Today some churches celebrate two icons of the Christian tradition: Peter and Paul. Two very different men. Two very different perspectives. Peter, a staunch traditionalist, clinging to his Jewish traditions and Paul, the great Jewish fundamentalist turned Christian progressive! Peter, who thought the Christian message was only for Jews. And Paul, who opened the doors for the message to be spread to and lived by all. Two very different men. But two very similar men in that both were quite flawed and both were men of great passion.
Paul ruthlessly persecuted early Christians and could oftentimes be a braggart . He had an ego the size of the planet! And Peter could be a fumbling idiot at times, shooting off his mouth before speaking. In the end he even denied knowing Jesus and he wept bitterly over his lack of courage. Yet, he became the rock of this new movement, going from a frightened man behind a locked door to one who openly and boldly told his truth! And Paul, after being knocked of his high fundamentalist horse, saw the blindness of his ways and went so far as to insist that ALL were welcome, even those “pagans!” Two flawed passionate men who did not allow their flaws to stop them!
How often we think “who am I to do great things?” We look at our shortcomings and perhaps our lack of education, experience or resources. We look at the mistakes we’ve made and continue to make and, because of this, we muddle through life idly, hiding somewhere on the periphery, afraid to come front and center. Yet who is the one without flaws? What leader is without “sin?” What leader has not made mistakes? Perhaps the biggest mistake we could possibly make would be to allow our flaws to stop us from stepping up to the plate.
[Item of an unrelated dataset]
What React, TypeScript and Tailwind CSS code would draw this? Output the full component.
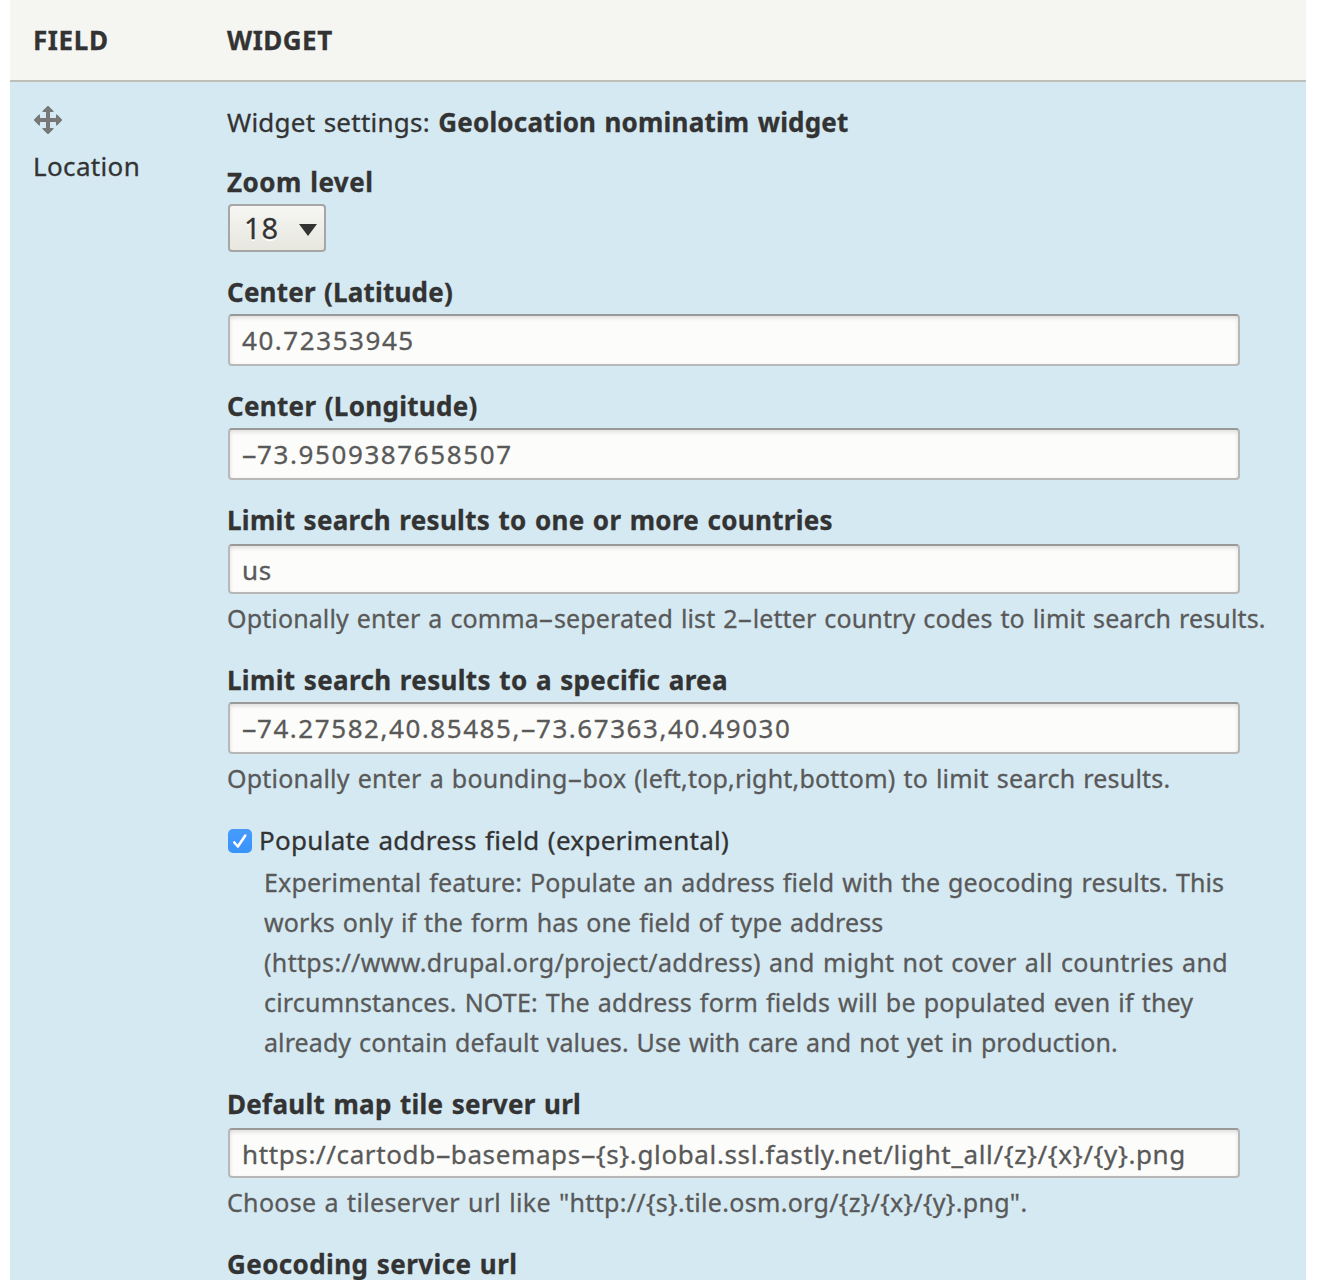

Or sometimes society holds people down, keeps them in their place. Imagine years ago when a person of color, a woman or an openly gay person wouldn’t have dreamt of being a leader! And today, slowly, ever so slowly, precisely because people have had the courage to step up to the plate and not be held down, people of color, women and openly gay people are increasingly taking positions of leadership and letting their light shine!
Instead of concentrating on our flaws, instead of allowing ourselves to be held in place by societal, cultural or even religious norms, think instead about the gift that we are and the light we have to share and . . . step up to the plate. And when people start knocking us down, as leaders are, let the one who is without a flaw cast the first stone!